Tuesday, November 5, 2013

The challenge of finding a literary agent

The process of seeking literary representation from prospective agents can be a frustrating, tedious, and ego-crushing journey in humility.

The first step--and of course, the most difficult--is to actually write a novel that others might be interested in reading -- to say nothing of all of the reviews / rewrites / edits required to bring the manuscript up to publication quality.

Next comes the query letter--which is a tool used to "hook" the interest of agents.  Writing an effective query letter is also quite difficult, as it requires you to summarize the entire plot of your book into two engaging paragraphs [a much harder task than it sounds] that will either pique the agent's interest to read more or induce them to file your query in the round filing cabinet beside their desk.

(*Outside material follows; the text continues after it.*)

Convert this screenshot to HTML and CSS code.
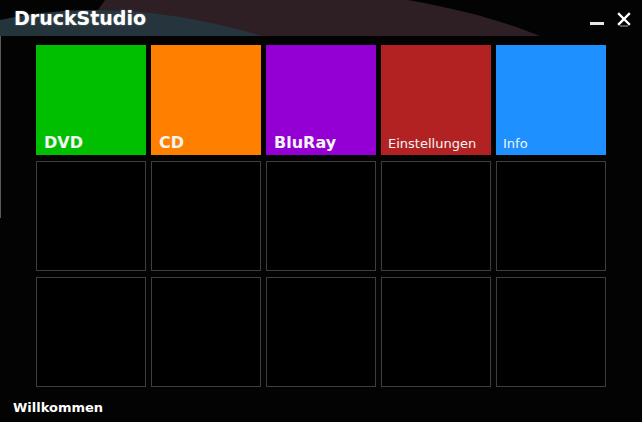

From there, the hopeful author has to cast themselves upon the fickle winds of agent opinion... and be prepared for lots of rejection.  The querying process is a lot like applying for jobs on the internet or via classified ads: your percentage of getting a positive result is exceedingly low.  What ensues is a confidence-crushing cascade of impersonal form rejection letters.  Even famous authors aren't immune, as evidenced by this list describing agents' negative reactions to books that eventually went on to become literary classics.

But if the author believes in the project and isn't deterred by a few rejections--and of course, if the quality of the manuscript makes the novel worthy of publication--once in awhile you'll get a few gratifying nibbles:

Dear Mr. Falcone:

Thank you for sending me sample pages of your novel.  I would like to take a look at the entire manuscript.

Dear Ryan,

Thank you for your query. I'd love to read the first three chapters of...

...and suddenly all of the hard work you've put in is worth the effort you've expended and disappointment you've faced getting to that point.

I want to be clear:  landing an agent is only the first hurdle a writer must overcome on the arduous path to getting a novel published.  But positive reactions from agents like those listed above only make me more eager to see my first novel in print.  I look forward to the day when I can walk into a random Barnes & Noble and see my book upon the shelves!

Thanks to a few visionary agents, I'm more confident than ever that it'll happen.

1 comment:

  1. Good luck! Word on the street is that you're quite a good author.